To access the clustered full sequences, go to Cluster Table: and select Full Sequence from the dropdown.
In the above image, the most common peptide is SGVYKVAYDWQH with 1133 sequences making up 0.15% of this dataset.
You can also add new clusters, including "fuzzy" or inexact clusters based on shared identity up to a specified threshold with the Add Cluster function.
Graphs
When viewing the Full Sequence cluster table, you can also switch to the graphs tab in the Sequence Viewer panel, as shown below. Some graphs of interest are the Cluster Diversity and Cluster Sizes charts, which can also be accessed in the Graphs tab at the top of the result.

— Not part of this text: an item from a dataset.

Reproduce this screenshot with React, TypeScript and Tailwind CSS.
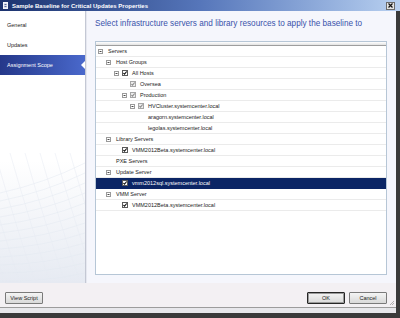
import React from 'react'

type Row = {
  label: string
  level: number
  expander?: boolean
  check?: 'on' | 'dim'
  selected?: boolean
}

const rows: Row[] = [
  { label: 'Servers', level: 0, expander: true },
  { label: 'Host Groups', level: 1, expander: true },
  { label: 'All Hosts', level: 2, expander: true, check: 'on' },
  { label: 'Oversea', level: 3, check: 'dim' },
  { label: 'Production', level: 3, expander: true, check: 'dim' },
  { label: 'HVCluster.systemcenter.local', level: 4, expander: true, check: 'dim' },
  { label: 'aragorn.systemcenter.local', level: 5 },
  { label: 'legolas.systemcenter.local', level: 5 },
  { label: 'Library Servers', level: 1, expander: true },
  { label: 'VMM2012Beta.systemcenter.local', level: 2, check: 'on' },
  { label: 'PXE Servers', level: 1 },
  { label: 'Update Server', level: 1, expander: true },
  { label: 'vmm2012sql.systemcenter.local', level: 2, check: 'on', selected: true },
  { label: 'VMM Server', level: 1, expander: true },
  { label: 'VMM2012Beta.systemcenter.local', level: 2, check: 'on' },
]

const indent = ['pl-[2px]', 'pl-[10px]', 'pl-[18px]', 'pl-[26px]', 'pl-[34px]', 'pl-[42px]']

const pages = ['General', 'Updates', 'Assignment Scope']

// faint perspective grid behind the page list
const gridH = [0, 1, 2, 3, 4, 5, 6, 7, 8, 9, 10, 11]
const gridV = [-40, -25, -10, 5, 20, 35, 50, 65, 80, 95, 110, 125]

function Expander() {
  return (
    <svg width="5" height="5" viewBox="0 0 5 5" className="block">
      <rect x="0.5" y="0.5" width="4" height="4" fill="#fff" stroke="#9a9a9a" />
      <line x1="1.5" y1="2.5" x2="3.5" y2="2.5" stroke="#4a4a4a" />
    </svg>
  )
}

function Check({ kind }: { kind: 'on' | 'dim' }) {
  const mark = kind === 'on' ? '#111' : '#8c8c8c'
  return (
    <svg width="6" height="6" viewBox="0 0 6 6" className="block">
      <rect x="0.5" y="0.5" width="5" height="5" fill={kind === 'on' ? '#fff' : '#ececec'} stroke={kind === 'on' ? '#5a5a5a' : '#a6a6a6'} />
      <path d="M1.4 3 L2.5 4.2 L4.7 1.5" fill="none" stroke={mark} strokeWidth="1.1" />
    </svg>
  )
}

function TreeRow({ row }: { row: Row }) {
  return (
    <div
      className={`flex h-[11px] shrink-0 items-center border-b ${indent[row.level]} ${
        row.selected ? 'border-[#0b2565] bg-[#0b2565] text-white' : 'border-[#ebebeb] text-[#1b1b1b]'
      }`}
    >
      <div className="flex w-[8px] shrink-0 items-center">{row.expander && <Expander />}</div>
      {row.check ? (
        <>
          <Check kind={row.check} />
          <span className="ml-[4px] whitespace-nowrap">{row.label}</span>
        </>
      ) : (
        <span className="ml-[2px] whitespace-nowrap">{row.label}</span>
      )}
    </div>
  )
}

function Btn({ label, primary }: { label: string; primary?: boolean }) {
  return (
    <button
      className={`flex h-[12px] w-[38px] items-center justify-center rounded-[1px] border bg-linear-to-b from-[#f4f4f4] to-[#d9d9d9] text-[5.5px] text-[#222] ${
        primary ? 'border-[#262626] shadow-[inset_0_0_0_1px_#9a9a9a]' : 'border-[#7a7a7a]'
      }`}
    >
      {label}
    </button>
  )
}

export default function App() {
  return (
    <div className="flex h-[318px] w-[400px] flex-col overflow-hidden bg-[#3a3a3a] font-['Liberation_Sans',Arial,sans-serif]">
      {/* title bar */}
      <div className="flex h-[11px] shrink-0 items-center bg-linear-to-r from-[#1c336f] via-[#5676ba] to-[#b8d0f0]">
        <svg width="5" height="7" viewBox="0 0 5 7" className="ml-[3px] block">
          <rect x="0.5" y="0.5" width="4" height="6" fill="#d8dff0" stroke="#f4f6fb" />
          <line x1="1.5" y1="2.5" x2="3.5" y2="2.5" stroke="#5a6a94" />
          <line x1="1.5" y1="4.5" x2="3.5" y2="4.5" stroke="#5a6a94" />
        </svg>
        <span className="ml-[4px] whitespace-nowrap text-[6px] leading-none font-bold text-white">
          Sample Baseline for Critical Updates Properties
        </span>
        <div className="mr-[5px] ml-auto flex h-[8px] w-[9px] items-center justify-center border border-[#6b6b6b] bg-[#e4e4e4]">
          <svg width="5" height="5" viewBox="0 0 5 5" className="block">
            <path d="M0.5 0.5 L4.5 4.5 M4.5 0.5 L0.5 4.5" stroke="#111" strokeWidth="1.2" />
          </svg>
        </div>
      </div>

      <div className="flex min-h-0 flex-1">
        {/* window body */}
        <div className="flex w-[396px] flex-col">
          <div className="flex min-h-0 flex-1">
            {/* page list */}
            <div className="relative flex w-[86px] shrink-0 flex-col border-r border-[#c4c8d4] bg-linear-to-b from-white via-white via-55% to-[#e6eaf2] pt-[4px]">
              <svg width="85" height="130" viewBox="0 0 85 130" className="absolute bottom-0 left-0 block">
                {gridH.map((k) => (
                  <path
                    key={'h' + k}
                    d={`M0 ${40 + k * 8} Q 45 ${30 + k * 9} 85 ${10 + k * 10}`}
                    fill="none"
                    stroke="#e3e8f0"
                    strokeWidth="0.5"
                  />
                ))}
                {gridV.map((x) => (
                  <path key={'v' + x} d={`M${x + 30} 130 Q ${x + 10} 70 ${x - 10} 0`} fill="none" stroke="#e6eaf2" strokeWidth="0.5" />
                ))}
              </svg>
              {pages.map((p, i) =>
                i === 2 ? (
                  <div
                    key={p}
                    className="relative flex h-[20px] items-center bg-linear-to-r from-[#25388a] to-[#4a69cc] pl-[7px] text-[5.5px] text-white"
                  >
                    {p}
                    <div className="absolute top-[6px] right-0 h-0 w-0 border-y-[4px] border-r-[4px] border-y-transparent border-r-white" />
                  </div>
                ) : (
                  <div key={p} className="relative flex h-[20px] items-center pl-[7px] text-[5.5px] text-[#1b1b1b]">
                    {p}
                  </div>
                )
              )}
            </div>

            {/* content */}
            <div className="flex min-w-0 flex-1 flex-col border-l border-[#e6e8f0] bg-[#f5f6fc] pt-[8px] pr-[9px] pb-[8px] pl-[8px]">
              <div className="text-[8.2px] leading-[10px] whitespace-nowrap text-[#3a53ab]">
                Select infrastructure servers and library resources to apply the baseline to
              </div>
              <div className="mt-[12px] flex min-h-0 flex-1 flex-col overflow-hidden border border-[#b6c6d6] bg-white text-[5.5px]">
                <div className="h-[4px] shrink-0 border-b border-[#9e9e9e] bg-linear-to-b from-white to-[#e2e2e2]" />
                {rows.map((r, i) => (
                  <TreeRow key={i} row={r} />
                ))}
              </div>
            </div>
          </div>

          {/* buttons */}
          <div className="relative flex h-[24px] shrink-0 items-start bg-[#f3f0f3] pt-[9px] pr-[9px] pl-[5px]">
            <Btn label="View Script" />
            <div className="ml-auto flex gap-[4px]">
              <Btn label="OK" primary />
              <Btn label="Cancel" />
            </div>
            <svg width="6" height="6" viewBox="0 0 6 6" className="absolute right-[1px] bottom-[1px] block">
              <path d="M5 1 L1 5 M5 3 L3 5" stroke="#a0a0a0" strokeWidth="0.8" />
            </svg>
          </div>
          <div className="h-[6px] shrink-0 border-t border-[#9c9c9c] bg-[#e7e7eb]" />
        </div>
        <div className="w-[4px] shrink-0 bg-[#3a3a3a]" />
      </div>
      <div className="h-[5px] shrink-0 bg-[#3a3a3a]" />
    </div>
  )
}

The Cluster Diversity chart above shows that the majority of clusters (~300 k) only contained one sequence. The following Cluster Sizes chart shows the amino acid sequence for the top 25 largest clusters:
Here you can see the aforementioned most populous cluster of sequence SGVYKVAYDWQH.
Comparing panning rounds
This dataset consists of four rounds of sequencing on a phage display library. To compare the relative frequencies of peptide sequences within each panning round to find enriched peptides, we can use Compare Results. Exit out of the result document and select all four results in the main folder, go to Post-processing and click Compare Results:
Select the following settings and click run:
-
Filtering
- Filter out sequences where the sum of counts for all samples is lower than: 5
-
Normalization
- Method: Total count
-
Additional Clustering
- Group similar sequences across all samples: ON
- Method: Identity-based clustering
- Threshold: 100%
- Region: Full Sequence
-
Experiment
- Reference sample: pan1_SRR2050319 Annotated & Clustered
To learn more about these settings and what they mean, see our main article Comparing Results across Multiple Experiments.
Viewing the comparison results
After the comparisons result has finished running, opening the document will bring up the Summary Table. Navigate to the Full Sequence (100% Identity) table as shown below:
Automatically, a frequency plot will populate showing the top 10 peptide sequences by score and the rates they were found at within each of the four samples. These graphs are interactable, and mousing over the columns reveals that the sequence WPTDHQMLRIPM made up around 44% of pan four, while only making up 0.024% of pan one.
You can also make more complex scatterplot graphs. The below image shows a plot of the Normalized count versus the log2 fold change in sequences, after selecting Graph Type: Scatterplot from the left-hand drop-down.
This graph is useful for determining which sequences were enriched relative to the first panning round and were also found at high counts in the last panning round.